■ **Request**: Scan the following material for the string "this" and copy each line in which it appears.

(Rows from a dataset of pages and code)
____

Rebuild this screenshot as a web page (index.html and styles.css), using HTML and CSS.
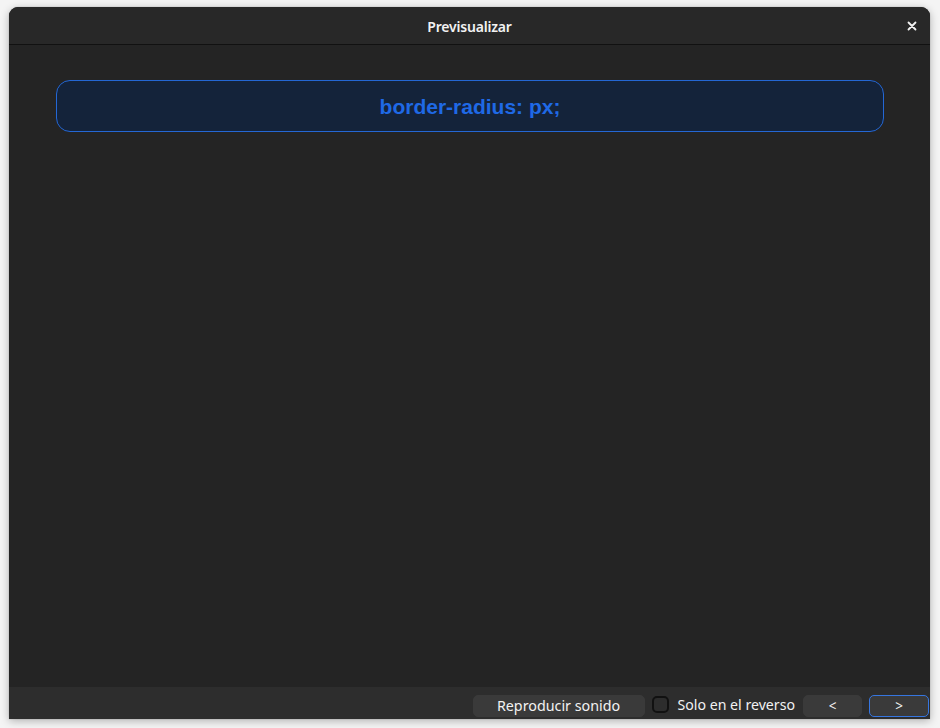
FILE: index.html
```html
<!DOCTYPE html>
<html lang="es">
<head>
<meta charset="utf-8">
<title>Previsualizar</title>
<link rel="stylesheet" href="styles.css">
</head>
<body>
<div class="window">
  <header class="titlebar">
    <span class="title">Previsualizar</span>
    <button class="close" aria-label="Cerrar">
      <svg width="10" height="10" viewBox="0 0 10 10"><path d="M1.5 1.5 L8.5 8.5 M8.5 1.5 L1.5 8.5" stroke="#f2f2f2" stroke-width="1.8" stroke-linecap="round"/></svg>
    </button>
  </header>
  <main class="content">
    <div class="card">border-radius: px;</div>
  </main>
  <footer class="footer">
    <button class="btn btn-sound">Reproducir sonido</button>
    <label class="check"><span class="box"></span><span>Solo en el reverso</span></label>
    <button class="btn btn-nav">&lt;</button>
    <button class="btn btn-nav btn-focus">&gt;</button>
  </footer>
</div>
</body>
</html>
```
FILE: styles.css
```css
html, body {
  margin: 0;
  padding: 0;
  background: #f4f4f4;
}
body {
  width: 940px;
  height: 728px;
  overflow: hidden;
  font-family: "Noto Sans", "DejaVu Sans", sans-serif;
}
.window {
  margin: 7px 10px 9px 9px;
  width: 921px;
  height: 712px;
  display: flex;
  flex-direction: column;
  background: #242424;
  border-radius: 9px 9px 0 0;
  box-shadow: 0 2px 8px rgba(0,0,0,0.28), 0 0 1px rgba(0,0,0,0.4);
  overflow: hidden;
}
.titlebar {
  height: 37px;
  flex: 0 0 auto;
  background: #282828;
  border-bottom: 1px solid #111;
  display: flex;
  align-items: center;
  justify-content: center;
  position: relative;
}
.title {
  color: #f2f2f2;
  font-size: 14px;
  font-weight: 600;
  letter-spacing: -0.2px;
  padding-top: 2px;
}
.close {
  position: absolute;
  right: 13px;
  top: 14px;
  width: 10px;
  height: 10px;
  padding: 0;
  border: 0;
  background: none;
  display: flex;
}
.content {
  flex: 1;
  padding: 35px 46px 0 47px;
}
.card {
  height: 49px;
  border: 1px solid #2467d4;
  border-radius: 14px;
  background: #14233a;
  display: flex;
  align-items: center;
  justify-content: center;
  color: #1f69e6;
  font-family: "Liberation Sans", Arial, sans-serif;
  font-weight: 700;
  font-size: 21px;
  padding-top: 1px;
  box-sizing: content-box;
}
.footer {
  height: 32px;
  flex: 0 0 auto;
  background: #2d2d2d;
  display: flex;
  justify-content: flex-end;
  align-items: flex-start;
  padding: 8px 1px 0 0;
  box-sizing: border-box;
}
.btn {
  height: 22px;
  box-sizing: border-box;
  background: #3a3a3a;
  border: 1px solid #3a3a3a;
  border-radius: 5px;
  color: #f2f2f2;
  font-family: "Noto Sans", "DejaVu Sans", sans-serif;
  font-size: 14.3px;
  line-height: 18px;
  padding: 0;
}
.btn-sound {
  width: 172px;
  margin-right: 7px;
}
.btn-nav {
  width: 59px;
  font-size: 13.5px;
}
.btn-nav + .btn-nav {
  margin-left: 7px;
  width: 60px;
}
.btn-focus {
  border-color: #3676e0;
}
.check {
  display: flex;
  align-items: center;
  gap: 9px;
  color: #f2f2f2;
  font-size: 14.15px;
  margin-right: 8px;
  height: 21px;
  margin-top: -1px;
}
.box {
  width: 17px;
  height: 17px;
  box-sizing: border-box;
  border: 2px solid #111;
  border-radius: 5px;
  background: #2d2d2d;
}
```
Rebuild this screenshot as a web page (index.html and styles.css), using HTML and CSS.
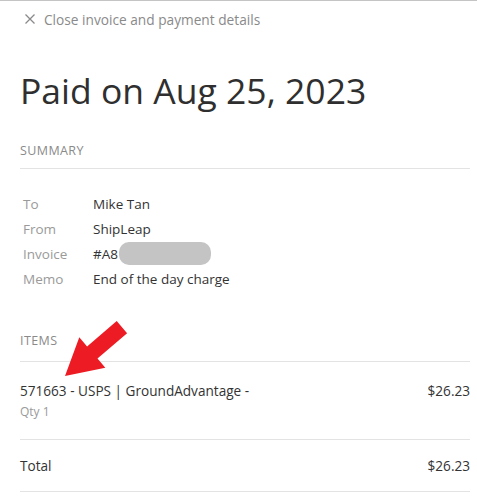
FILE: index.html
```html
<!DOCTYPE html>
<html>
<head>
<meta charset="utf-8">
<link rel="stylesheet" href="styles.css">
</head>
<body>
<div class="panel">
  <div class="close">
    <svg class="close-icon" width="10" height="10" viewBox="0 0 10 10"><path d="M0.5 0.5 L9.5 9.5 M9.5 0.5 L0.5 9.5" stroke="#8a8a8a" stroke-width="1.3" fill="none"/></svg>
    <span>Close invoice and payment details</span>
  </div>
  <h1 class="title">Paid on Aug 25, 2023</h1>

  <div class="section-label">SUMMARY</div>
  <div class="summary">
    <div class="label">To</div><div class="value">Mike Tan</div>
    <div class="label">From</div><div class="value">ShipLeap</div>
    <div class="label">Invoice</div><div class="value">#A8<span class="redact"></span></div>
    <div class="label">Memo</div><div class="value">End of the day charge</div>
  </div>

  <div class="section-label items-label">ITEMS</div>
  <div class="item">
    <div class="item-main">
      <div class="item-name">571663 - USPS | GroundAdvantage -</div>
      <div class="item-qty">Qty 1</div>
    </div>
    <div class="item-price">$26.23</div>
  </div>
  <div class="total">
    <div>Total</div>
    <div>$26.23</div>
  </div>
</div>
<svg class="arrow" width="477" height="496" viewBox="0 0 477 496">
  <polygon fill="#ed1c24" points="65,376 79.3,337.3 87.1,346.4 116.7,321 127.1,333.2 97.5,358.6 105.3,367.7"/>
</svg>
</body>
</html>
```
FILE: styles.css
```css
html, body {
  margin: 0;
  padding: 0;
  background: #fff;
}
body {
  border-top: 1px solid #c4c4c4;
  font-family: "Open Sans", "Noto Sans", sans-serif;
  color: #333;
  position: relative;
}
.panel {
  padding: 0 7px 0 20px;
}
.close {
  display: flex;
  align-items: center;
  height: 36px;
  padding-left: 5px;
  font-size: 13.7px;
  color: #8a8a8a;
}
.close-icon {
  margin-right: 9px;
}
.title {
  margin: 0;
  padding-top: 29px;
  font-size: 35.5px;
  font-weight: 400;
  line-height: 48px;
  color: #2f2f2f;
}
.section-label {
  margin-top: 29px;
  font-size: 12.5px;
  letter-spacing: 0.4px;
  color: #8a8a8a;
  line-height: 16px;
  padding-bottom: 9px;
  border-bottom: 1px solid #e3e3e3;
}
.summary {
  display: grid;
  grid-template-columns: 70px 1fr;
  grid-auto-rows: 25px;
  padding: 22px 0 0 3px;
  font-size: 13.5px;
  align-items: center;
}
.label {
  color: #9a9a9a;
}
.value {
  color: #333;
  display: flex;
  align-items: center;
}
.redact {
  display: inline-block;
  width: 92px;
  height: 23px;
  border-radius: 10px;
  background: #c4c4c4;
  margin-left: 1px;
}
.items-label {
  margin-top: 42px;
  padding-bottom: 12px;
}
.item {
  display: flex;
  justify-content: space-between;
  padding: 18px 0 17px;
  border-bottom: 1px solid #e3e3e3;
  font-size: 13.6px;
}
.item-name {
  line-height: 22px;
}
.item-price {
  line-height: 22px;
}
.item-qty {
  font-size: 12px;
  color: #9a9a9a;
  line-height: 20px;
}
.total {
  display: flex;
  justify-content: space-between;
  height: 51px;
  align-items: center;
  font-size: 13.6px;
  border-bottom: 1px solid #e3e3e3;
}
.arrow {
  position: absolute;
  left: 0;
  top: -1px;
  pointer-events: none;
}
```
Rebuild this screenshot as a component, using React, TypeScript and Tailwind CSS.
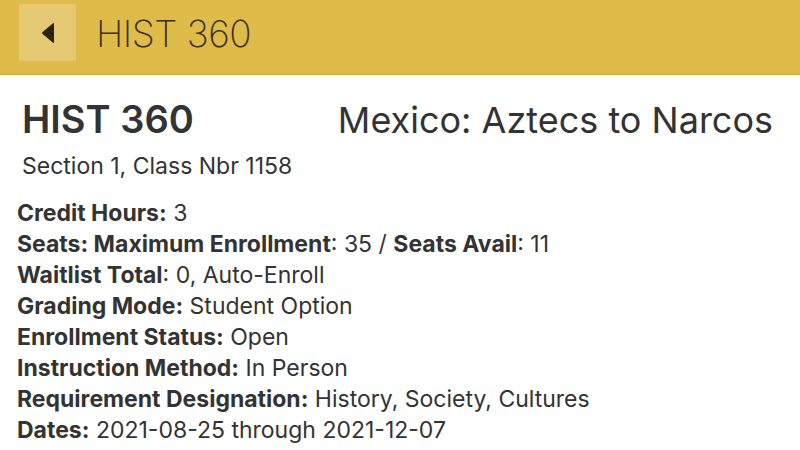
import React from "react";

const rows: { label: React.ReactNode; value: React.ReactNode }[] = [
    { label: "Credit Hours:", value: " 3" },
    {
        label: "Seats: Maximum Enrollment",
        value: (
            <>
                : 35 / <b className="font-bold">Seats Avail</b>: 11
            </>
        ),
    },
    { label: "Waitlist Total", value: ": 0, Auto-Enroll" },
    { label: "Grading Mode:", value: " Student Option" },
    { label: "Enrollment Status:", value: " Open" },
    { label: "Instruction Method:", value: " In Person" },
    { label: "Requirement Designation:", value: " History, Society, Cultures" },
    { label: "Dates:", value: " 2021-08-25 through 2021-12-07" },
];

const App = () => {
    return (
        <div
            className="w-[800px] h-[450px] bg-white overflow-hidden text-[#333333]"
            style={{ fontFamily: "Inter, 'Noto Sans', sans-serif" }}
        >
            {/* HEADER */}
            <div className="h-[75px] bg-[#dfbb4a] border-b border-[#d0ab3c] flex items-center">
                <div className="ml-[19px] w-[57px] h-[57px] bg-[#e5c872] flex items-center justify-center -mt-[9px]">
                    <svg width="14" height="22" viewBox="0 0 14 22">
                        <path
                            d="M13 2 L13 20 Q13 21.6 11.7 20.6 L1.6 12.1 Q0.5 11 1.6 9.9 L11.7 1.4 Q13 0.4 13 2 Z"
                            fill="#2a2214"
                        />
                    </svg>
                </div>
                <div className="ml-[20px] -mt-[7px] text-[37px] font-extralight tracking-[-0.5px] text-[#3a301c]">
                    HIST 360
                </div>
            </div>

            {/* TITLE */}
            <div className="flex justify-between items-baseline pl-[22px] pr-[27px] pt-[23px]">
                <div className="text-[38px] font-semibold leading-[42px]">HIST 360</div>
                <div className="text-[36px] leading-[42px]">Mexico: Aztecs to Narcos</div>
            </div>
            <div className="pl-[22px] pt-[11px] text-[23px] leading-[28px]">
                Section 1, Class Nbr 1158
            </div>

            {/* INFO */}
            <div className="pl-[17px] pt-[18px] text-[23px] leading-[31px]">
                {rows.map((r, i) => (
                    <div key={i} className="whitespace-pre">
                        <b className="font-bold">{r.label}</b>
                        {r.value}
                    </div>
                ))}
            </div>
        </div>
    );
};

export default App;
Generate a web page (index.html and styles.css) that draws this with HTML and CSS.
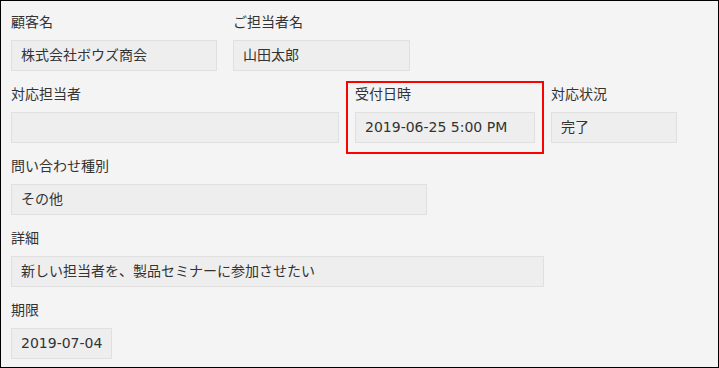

____

■ **Problem solution**:
Rebuild this screenshot as a web page (index.html and styles.css), using HTML and CSS.
Rebuild this screenshot as a web page (index.html and styles.css), using HTML and CSS.
Rebuild this screenshot as a component, using React, TypeScript and Tailwind CSS.
Generate a web page (index.html and styles.css) that draws this with HTML and CSS.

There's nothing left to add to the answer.